We meet in an aggressively air-conditioned room at the Sydney office of Sony Music Australia, which signed Cumming in 2020 and now oversees her worldwide rights. Despite a full day of press, she is engaged and plain-spoken, noting that talking “in-person and in-depth” about her work feels new after years of coverage as one-to-watch. “It’s been fun and cathartic, because I have a lot to say about [the album],” she adds.

Steeped in Bob Dylan by her amateur muso father, Cumming busked at markets and shopfronts around Byron Bay and Bangalow as a young teen. At 14, after the family moved to Sydney, she met her mentor, the producer Christian Lo Russo, by strolling unannounced into his Randwick studio. Already a teen YouTube creator, her earliest songs were shaped by the diaristic pop of artists like Lorde and Taylor Swift.

“I loved so many different bands, but they were all fronted by men,” she says. “I was like, well, there’s no woman in the Red Hot Chili Peppers or the Strokes, so I guess I’ll be Taylor Swift.” In her early 20s, she discovered the likes of Garbage, Hole and Veruca Salt and decided “this is where I’m meant to be”.

Singer-songwriter May-a sings at the camera
May-a is grateful for the steady support of her parents; her mum, a makeup and hair stylist, was on hand for her Guardian photoshoot. Photograph: Jessica Hromas/The Guardian

Goodbye (If You Call That Gone) centres on the steely Last Man On Earth, which distils the album’s ire into the line, “I wouldn’t forgive you / if you were the last man on earth.” The fizzy, party-ready (I’m here for the) Girls marks a clear evolution from early single Apricots, which captured the tentative queer longing of her teenage years. After that song, she says, “I got a little bit scared of being put in a box – like, she’s a lesbian artist for lesbians and no one else. With this album, I don’t care who puts me in what box. I just want to write what I want to write.”

(I’m here for the) Girls by May-a

With the 2025 Triple J Hottest 100 just days away when we speak, Cumming recalls finding out Say Nothing had won while she was on tour in snowy Berlin. “I knew it was going to place because it’s Harley [Flume], but winning was completely unexpected,” she says. While thrilling, its success shaped what collaborators expected from her in those despondent LA sessions. “They were like, ‘sing like Say Nothing, quiet, and y’know, get the Billie Eilish fans.’”

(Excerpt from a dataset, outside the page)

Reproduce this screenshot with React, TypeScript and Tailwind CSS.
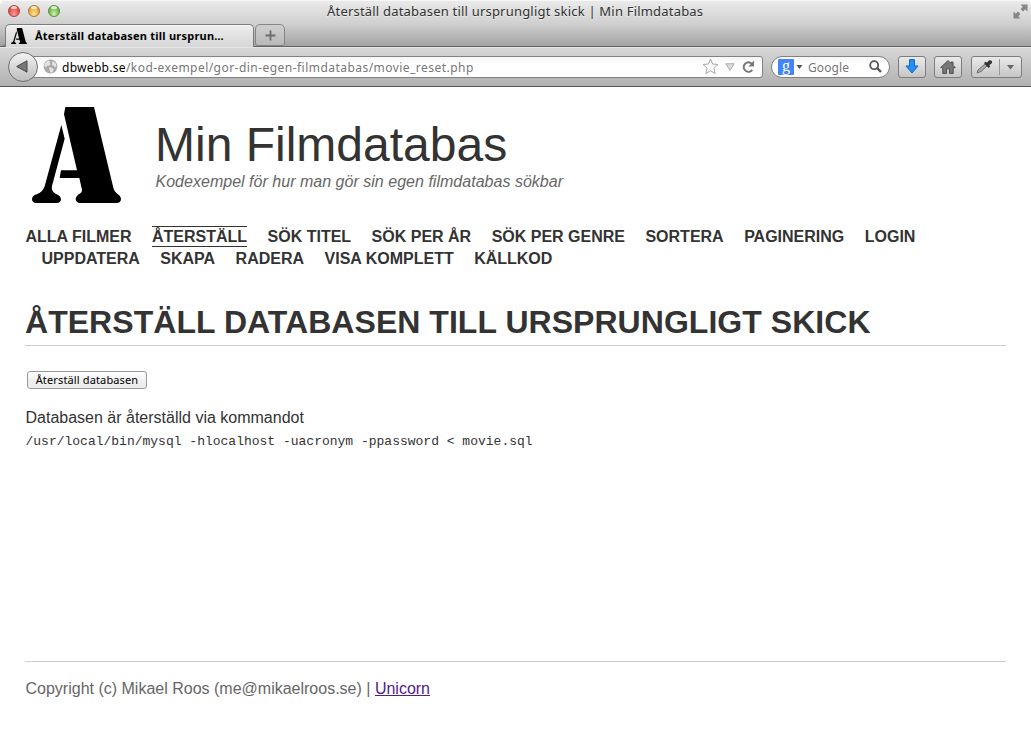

Our conversation turns to the word “lucky” tattooed on her throat. “When I got it, I was definitely not in a good place – because no one’s in a good place when they get a neck tattoo,” she says, with a laugh. “At that point, I was in a place of, ‘You’re lucky to be alive and you need to be reminded.’” Now her feelings on luck have evolved into gratitude, including for the steady support of her parents; her mum, a makeup and hair stylist, was on hand for her Guardian photoshoot. “They have just been there for me, and I’m fucking crazy,” she says.

Last year, Cyndi Lauper invited Cumming to perform Girls Just Want to Have Fun alongside her in Sydney, dressed in matching red-on-white polka dots. The arena call-up helped usher in this next phase of May-a the artist.

“It was phenomenal to watch [Lauper] perform at 71 – she was so there, rolling around on the floor,” Cumming says, still clearly in awe. “I was like, well, at least I have my goals set out for me now.”

  • Goodbye (If You Call That Gone) is out on 20 February

Singer May-A stands on the balcony of the Sony studio in Sydney, Australia
May-a: ‘What song do you want played at your funeral? I mean Party Rock Anthem would be pretty funny.’ Photograph: Jessica Hromas/The Guardian

May-a’s songs to live by

Each month we ask our headline act to share the songs that have accompanied them through love, life, lust and death.

What was the best year for music, and what five songs prove it?

This is an impossible question, but considering I’m 24 and most of my musical discovery was early teens, 2015 personally shaped me the most so it’d have to be that. The early 2000s were great for rock music – the Strokes, the Yeah Yeah Yeahs, the Killers …

What music do you clean the house to?

Probably Chappell Roan or Rage Against the Machine’s discography, depends on the mood.

What’s the song you wish you wrote?

Bitter Sweet Symphony by the Verve.

What’s one song you wish you didn’t write?

Amiinmyhead? I was like 16, so I’ll give myself a pass.

What is the last song you sang in the shower?

You Oughta Know by Alanis Morissette. But in a gremlin-like voice.

What is the song you have listened to the most times this year?

According to stats fm it is Everything is Embarrassing by Sky Ferreira, close second being Lonely Girl by Tonight Alive.

If your life was a movie, what would the opening credits song be?

You Get What You Give by New Radicals.

What classic song should be stripped of its title?

Anything by R Kelly – fuck that guy.

What song do you want played at your funeral?

I mean Party Rock Anthem would be pretty funny, but realistically Silver Soul by Beach House would be a nice way to say goodbye.

What is the best song to have sex to?

Pretty much all of Steve Lacy’s early discography.